For the components that I have been working on, I have a few verification tests to make sure that the HPE to spoter pipeline works as intended. The first test is simply validation accuracy on the classification model, which I have already been running, to make sure that the overall accuracy we get for the validation set is high enough, as this would signify that our model is well enough generalized to be able to translate words to a usable accuracy. I would also be latency testing the inference time of the classification model to make sure that our inference time is within the necessary unit latency we set out in our design requirements. As for when the HPE and classification model are integrated, I plan to run another accuracy test on unseen data, whether that be from a video dataset or a created dataset of our own, to test generalized accuracy.

As of right now, I am mostly on schedule. I anticipate that integration will be difficult, but that is also a task that I will not be working on alone since the entire team should be working on integration together. As such, I hope that working with the team on this will speed up the progress. Further debugging and optimization should be something that I run in the background and analyze the results later to determine whether we should further optimize our model.

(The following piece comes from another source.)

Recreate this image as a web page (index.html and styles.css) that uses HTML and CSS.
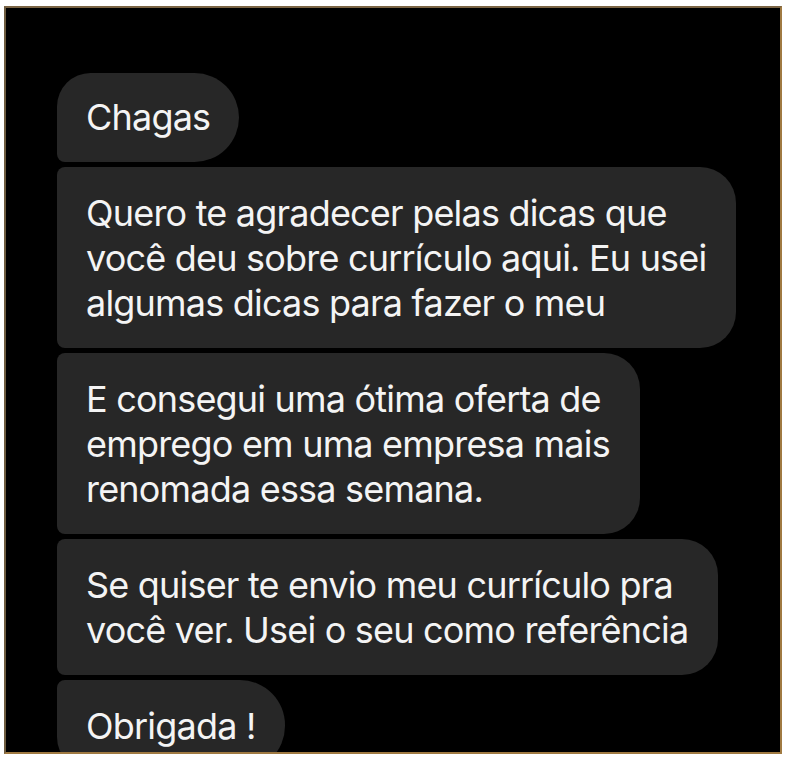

Kavish’s Status Report for 4/6/24

This week was our interim demo and I finish two subsystems for the demo: HPE on the FPGA and live viewer application for displaying the results. I have already discussed the live viewer application over the last couple of status reports. For the demo, I implemented a holistic mediapipe model for human pose estimation (full upper body tracking) on the programmable software (meaning the Kria SOMs). This model takes in a live video stream from a usb camera and outputs the detected vector points in json format through UDP over the ethernet. This implementation is obviously unoptimized and not accelerated on the fabric yet. Over the next two weeks I plan on accelerating this model on the fabric using the vitis and vivado tools and integrate it with the jetson. I am not behind schedule but depending on the difficulties I might have to put in more hours behind the project. By next week, I hope to have significant progress on putting the model on the dpu with maybe a few kinks to solve.

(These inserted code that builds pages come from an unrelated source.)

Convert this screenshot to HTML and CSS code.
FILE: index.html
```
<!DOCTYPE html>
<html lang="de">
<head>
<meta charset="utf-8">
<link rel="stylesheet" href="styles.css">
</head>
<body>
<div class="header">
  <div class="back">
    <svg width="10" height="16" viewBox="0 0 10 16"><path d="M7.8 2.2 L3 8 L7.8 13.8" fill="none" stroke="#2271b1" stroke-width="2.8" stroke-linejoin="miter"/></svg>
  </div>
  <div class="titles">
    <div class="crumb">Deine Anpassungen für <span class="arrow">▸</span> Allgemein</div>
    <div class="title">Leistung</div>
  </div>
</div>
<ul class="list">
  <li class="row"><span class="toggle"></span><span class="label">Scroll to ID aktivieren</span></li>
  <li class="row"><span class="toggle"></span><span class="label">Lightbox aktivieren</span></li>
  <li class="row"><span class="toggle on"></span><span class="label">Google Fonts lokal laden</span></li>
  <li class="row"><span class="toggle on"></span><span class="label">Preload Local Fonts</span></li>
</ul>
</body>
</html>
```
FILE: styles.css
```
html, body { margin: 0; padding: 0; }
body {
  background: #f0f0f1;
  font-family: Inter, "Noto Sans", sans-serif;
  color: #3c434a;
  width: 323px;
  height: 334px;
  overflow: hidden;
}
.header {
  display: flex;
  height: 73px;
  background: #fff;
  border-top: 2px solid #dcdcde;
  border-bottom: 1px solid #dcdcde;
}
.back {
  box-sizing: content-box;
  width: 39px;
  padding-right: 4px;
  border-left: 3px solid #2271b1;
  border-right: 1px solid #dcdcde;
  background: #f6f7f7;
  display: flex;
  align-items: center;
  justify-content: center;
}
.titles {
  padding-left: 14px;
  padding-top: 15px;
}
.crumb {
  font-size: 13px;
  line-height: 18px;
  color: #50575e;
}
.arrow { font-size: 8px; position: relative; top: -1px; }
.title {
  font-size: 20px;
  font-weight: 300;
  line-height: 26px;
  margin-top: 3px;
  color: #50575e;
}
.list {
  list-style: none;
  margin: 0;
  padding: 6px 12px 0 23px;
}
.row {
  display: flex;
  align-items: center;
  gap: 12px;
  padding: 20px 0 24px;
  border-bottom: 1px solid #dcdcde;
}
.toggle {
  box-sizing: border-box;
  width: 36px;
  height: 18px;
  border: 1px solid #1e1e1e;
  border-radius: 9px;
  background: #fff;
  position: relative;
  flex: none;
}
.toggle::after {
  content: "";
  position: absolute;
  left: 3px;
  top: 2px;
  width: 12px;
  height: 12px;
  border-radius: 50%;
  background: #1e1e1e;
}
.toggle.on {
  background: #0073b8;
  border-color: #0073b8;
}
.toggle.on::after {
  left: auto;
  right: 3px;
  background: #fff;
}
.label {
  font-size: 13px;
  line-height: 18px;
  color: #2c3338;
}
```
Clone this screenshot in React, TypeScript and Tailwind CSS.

Verifying Subsystem (HPE on FPGA): Once I finish the implementation, there are two main ways I will be verifying my subsystem. The first is measuring the latency, this should be pretty simple benchmarking where I will run prerecording video streams and live video streams and measuring end to end delay till the model output. This will help me understand where to improve the speed of this subsystem. For the second part, I will be testing the accuracy of the model using PCK (percentage of correct keypoints). This means I will run a pre-recording and labeled video stream through the subsystem and ensure that the predicted and true keypoints are within certain threshold distances (50% of the head bone link).

Team’s Status Report for 4/6/24

After our demo this week, the two main risks we face are being able to accelerate the HPE on the FPGA with a low enough latency and ensuring that our classification model has a high enough accuracy. Our contingency plan for HPE remains the same, if the FPGA accelerations does not make it fast enough, we will switch to accelerating it on the GPU on our Jetson nano. As for our classification model, our contingency is retraining it on an altered dataset with better parameter tuning. Our subsystems and main idea have not changed yet. No updated schedule is necessary, the one submitted on slack channel for interim demo (seen below) is correct.

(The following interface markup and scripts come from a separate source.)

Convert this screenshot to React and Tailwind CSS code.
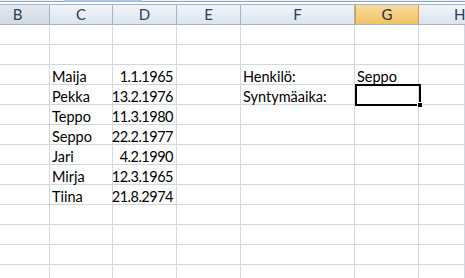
const cols = [
  { key: "B", w: "w-[50px]" },
  { key: "C", w: "w-[63px]" },
  { key: "D", w: "w-[64px]" },
  { key: "E", w: "w-[64px]" },
  { key: "F", w: "w-[114px]" },
  { key: "G", w: "w-[64px]" },
  { key: "H", w: "flex-1" },
];

const data = {
  3: { C: "Maija", D: "1.1.1965", F: "Henkilö:", G: "Seppo" },
  4: { C: "Pekka", D: "13.2.1976", F: "Syntymäaika:" },
  5: { C: "Teppo", D: "11.3.1980" },
  6: { C: "Seppo", D: "22.2.1977" },
  7: { C: "Jari", D: "4.2.1990" },
  8: { C: "Mirja", D: "12.3.1965" },
  9: { C: "Tiina", D: "21.8.2974" },
};

const rows = [1, 2, 3, 4, 5, 6, 7, 8, 9, 10, 11, 12, 13];

const headerStyle = (key) => {
  if (key === "G")
    return "bg-gradient-to-b from-[#f9dba0] to-[#f2c260] border-[#f29436] border-l text-[#1f2f45]";
  if (key === "B")
    return "bg-gradient-to-b from-[#e3e7ec] to-[#d3dae3] border-[#9eb6ce] text-[#27415f] pr-[14px]";
  if (key === "H")
    return "bg-gradient-to-b from-[#f1f4f9] to-[#dce4ee] border-[#9eb6ce] text-[#27415f] justify-start pl-[35px]";
  return "bg-gradient-to-b from-[#f1f4f9] to-[#dce4ee] border-[#9eb6ce] text-[#27415f]";
};

const Header = () => (
  <div className="flex h-[21px] border-y border-[#9eb6ce]">
    {cols.map((c) => (
      <div
        key={c.key}
        className={`${c.w} shrink-0 flex items-center justify-center text-[15px] border-r ${headerStyle(c.key)}`}
      >
        {c.key}
      </div>
    ))}
  </div>
);

const App = () => {
  return (
    <div
      className="relative w-[465px] h-[278px] overflow-hidden bg-white"
      style={{ fontFamily: "Lato, 'Open Sans', sans-serif" }}
    >
      <div className="flex flex-col h-[4px]">
        <div className="h-[1px] bg-[#eef2f7]">
          <div className="ml-[64px] w-[78px] h-[1px] bg-[#b3c8e2]" />
        </div>
        <div className="h-[1px] bg-[#8ea6c4]">
          <div className="ml-[64px] w-[78px] h-[1px] bg-[#9fb9da]" />
        </div>
      </div>
      <Header />
      {rows.map((r) => (
        <div key={r} className="flex h-[20px] border-b border-[#d0d7e5]">
          {cols.map((c) => {
            const v = data[r] && data[r][c.key];
            const right = c.key === "D";
            return (
              <div
                key={c.key}
                className={`${c.w} shrink-0 border-r border-[#d0d7e5] flex items-end text-[14.5px] leading-[14px] text-black whitespace-nowrap ${
                  right ? "justify-end pr-[3px] tracking-[-0.5px]" : "pl-[2px]"
                }`}
              >
                {v}
              </div>
            );
          })}
        </div>
      ))}
      <div className="absolute left-[355px] top-[84px] w-[66px] h-[22px] border-2 border-black" />
      <div className="absolute left-[417px] top-[102px] w-[6px] h-[6px] bg-black border border-white" />
    </div>
  );
};

export default App;
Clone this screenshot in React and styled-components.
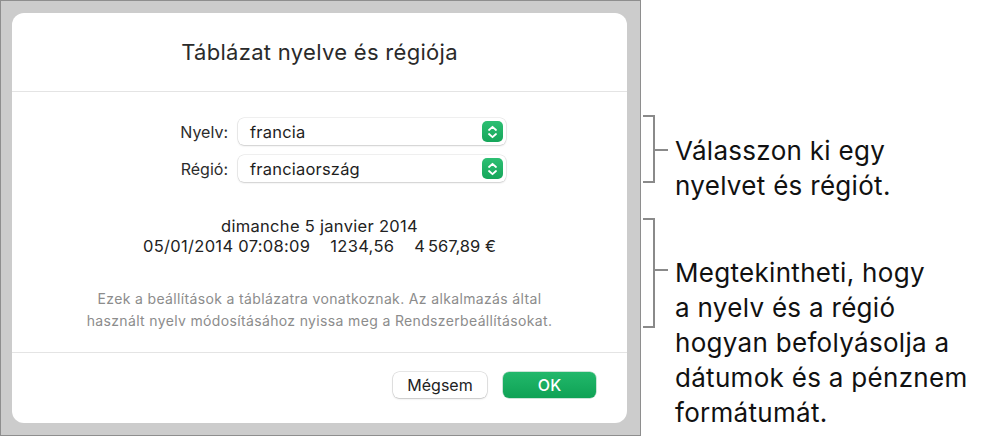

Validation We need to check for two main things when doing end to end testing: latency and accuracy. For latency, we plan to run pre-recording videos through the entire system and benchmark the time of each subsystem’s output alongside end-to-end latency. This will help us ensure that each part is within the latency limits listed in our design report and the entire project’s latency is within our set goals. For accuracy, we plan on running live stream of us signing words, phrases, and sentences and recording the given output. We will then compare our intended sentence with the output to calculate a BLUE score to ensure it is greater than or equal to 40%.